Week Five’s Chatuauqua Lecture Series platform wrapped with Librarian of Congress Carla Hayden laying out the importance of libraries in a community’s civic infrastructure, and the threats they face as book bans spread across the country. Book bans are nothing new ­— a recent streaming series from Wondrium takes a look the centuries-old controversy. “Banned Books, Burned Books: Forbidden Literary Works” takes viewers through some of the most challenged works of literature, from Shakespeare to contemporary bestsellers. 

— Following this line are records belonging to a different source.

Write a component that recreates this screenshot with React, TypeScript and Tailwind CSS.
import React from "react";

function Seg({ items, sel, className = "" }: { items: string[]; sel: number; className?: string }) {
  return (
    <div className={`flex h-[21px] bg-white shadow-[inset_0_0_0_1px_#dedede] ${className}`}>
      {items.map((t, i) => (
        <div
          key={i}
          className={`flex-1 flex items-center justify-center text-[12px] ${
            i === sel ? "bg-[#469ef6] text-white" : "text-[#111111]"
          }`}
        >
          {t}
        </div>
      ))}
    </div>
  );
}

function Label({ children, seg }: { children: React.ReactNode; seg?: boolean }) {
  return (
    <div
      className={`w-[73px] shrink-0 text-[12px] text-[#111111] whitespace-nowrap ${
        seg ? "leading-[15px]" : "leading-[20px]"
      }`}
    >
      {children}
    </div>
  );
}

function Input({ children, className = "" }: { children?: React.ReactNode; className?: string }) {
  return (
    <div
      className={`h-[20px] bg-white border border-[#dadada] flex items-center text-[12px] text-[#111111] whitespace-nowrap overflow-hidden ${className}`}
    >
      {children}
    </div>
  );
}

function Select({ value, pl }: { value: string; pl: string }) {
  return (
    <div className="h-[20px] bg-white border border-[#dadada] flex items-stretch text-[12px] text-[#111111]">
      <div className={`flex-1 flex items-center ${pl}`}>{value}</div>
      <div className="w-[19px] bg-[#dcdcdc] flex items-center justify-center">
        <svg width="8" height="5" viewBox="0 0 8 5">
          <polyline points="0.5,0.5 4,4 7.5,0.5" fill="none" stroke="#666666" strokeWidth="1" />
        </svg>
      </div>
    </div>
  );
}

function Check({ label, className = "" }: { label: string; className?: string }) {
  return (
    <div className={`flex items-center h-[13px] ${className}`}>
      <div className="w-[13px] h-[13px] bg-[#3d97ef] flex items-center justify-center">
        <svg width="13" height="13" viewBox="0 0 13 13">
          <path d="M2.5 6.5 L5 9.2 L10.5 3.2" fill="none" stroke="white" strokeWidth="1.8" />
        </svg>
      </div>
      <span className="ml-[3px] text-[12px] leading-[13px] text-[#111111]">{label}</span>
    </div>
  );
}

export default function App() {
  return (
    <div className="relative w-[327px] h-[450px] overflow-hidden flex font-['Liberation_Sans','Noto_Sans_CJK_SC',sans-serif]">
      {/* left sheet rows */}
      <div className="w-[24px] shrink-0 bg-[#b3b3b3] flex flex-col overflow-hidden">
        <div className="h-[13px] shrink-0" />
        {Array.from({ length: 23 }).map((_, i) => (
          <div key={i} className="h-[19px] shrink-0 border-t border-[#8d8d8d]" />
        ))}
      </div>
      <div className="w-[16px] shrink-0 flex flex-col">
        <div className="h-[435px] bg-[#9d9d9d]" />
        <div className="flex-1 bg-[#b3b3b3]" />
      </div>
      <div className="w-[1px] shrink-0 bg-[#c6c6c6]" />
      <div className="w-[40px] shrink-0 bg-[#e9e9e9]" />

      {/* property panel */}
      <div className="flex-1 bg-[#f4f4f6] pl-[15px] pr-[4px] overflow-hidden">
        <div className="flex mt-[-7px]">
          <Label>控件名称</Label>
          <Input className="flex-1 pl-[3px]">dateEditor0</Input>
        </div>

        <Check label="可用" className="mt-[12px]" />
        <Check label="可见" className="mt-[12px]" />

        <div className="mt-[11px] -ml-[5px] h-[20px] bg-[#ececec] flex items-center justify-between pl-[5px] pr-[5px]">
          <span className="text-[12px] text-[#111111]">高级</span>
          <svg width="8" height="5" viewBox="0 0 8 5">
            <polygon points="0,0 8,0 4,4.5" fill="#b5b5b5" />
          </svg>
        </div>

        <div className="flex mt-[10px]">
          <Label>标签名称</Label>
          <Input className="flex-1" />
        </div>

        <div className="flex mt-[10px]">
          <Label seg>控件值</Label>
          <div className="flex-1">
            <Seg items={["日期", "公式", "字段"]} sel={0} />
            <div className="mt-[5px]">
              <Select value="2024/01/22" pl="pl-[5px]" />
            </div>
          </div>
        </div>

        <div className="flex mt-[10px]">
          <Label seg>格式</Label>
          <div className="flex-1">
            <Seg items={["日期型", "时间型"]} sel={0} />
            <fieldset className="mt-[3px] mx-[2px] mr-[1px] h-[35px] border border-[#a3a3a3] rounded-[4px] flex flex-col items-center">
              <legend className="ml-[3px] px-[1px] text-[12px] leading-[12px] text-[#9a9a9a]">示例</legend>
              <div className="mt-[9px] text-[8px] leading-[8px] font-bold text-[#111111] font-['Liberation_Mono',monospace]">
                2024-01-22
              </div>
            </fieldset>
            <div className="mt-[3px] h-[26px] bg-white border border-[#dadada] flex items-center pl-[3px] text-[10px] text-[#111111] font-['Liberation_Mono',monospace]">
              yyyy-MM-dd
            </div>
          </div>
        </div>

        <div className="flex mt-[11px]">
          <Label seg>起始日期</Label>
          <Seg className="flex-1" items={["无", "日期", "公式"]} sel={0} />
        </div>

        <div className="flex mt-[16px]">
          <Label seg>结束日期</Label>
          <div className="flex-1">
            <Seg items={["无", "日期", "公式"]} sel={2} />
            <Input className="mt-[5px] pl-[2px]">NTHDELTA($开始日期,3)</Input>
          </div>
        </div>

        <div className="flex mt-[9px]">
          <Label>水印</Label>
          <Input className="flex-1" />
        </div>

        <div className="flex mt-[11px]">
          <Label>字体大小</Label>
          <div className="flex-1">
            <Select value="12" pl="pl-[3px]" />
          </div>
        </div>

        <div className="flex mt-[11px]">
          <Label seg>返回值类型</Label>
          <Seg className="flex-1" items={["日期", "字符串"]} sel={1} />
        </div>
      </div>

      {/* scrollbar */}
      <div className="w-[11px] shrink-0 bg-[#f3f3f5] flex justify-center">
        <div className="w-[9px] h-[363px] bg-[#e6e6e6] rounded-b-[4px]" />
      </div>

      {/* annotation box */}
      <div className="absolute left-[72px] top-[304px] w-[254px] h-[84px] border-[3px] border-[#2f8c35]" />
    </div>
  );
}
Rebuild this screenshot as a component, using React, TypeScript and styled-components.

There may be no better person to examine such trends as Maureen Corrigan, who has spent her career at the nexus of the classical and the contemporary. And there may be no better person to open Week Six of the Chautauqua Lecture Series on “A Life of Literature” than the longtime book critic on NPR’s Peabody Award-winning “Fresh Air.” At 10:45 a.m. today in the Amphitheater, Corrigan will frame a week of discussions by tracing literary trends and assessing the current state of literature. One of America’s most respected book critics with a distinctive voice at once incisive and accessible, Corrigan is The Nicky and Jamie Grant Distinguished Professor of the Practice in Literary Criticism in the Department of English at Georgetown University.

She is also the author of the memoir Leave Me Alone, I’m Reading, and So We Read On: How The Great Gatsby Came to Be and Why It Endures. Her Great Course/Wondrium course was released this past spring.

“Books are powerful. That’s the central idea that over 400 years of book banning affirms,” Corrigan said in a press release from Wondrium. “And, ironically, for some books, the best thing that’s ever happened to them — in terms of popularity and cultural status — is that someone has tried to ban them.”

Corrigan is an associate editor of and contributor to Mystery and Suspense Writers, which won the 1999 Edgar Award for Criticism, presented by the Mystery Writers of America; the winner of the 2018 Nona Balakian Citation for Excellence in Reviewing, from the National Book Critics Circle; a juror and panel head for the Los Angeles Times Book Prize for two consecutive years; and was a juror for the 2012 Pulitzer Prize in Fiction. She served as a curator and continues to serve as an Advisory Board member and video exhibit guide for the American Writers Museum in Chicago, advisor to the National Endowment for the Arts’ ”Big Read” Project, and on The Usage Panel of The American Heritage Dictionary.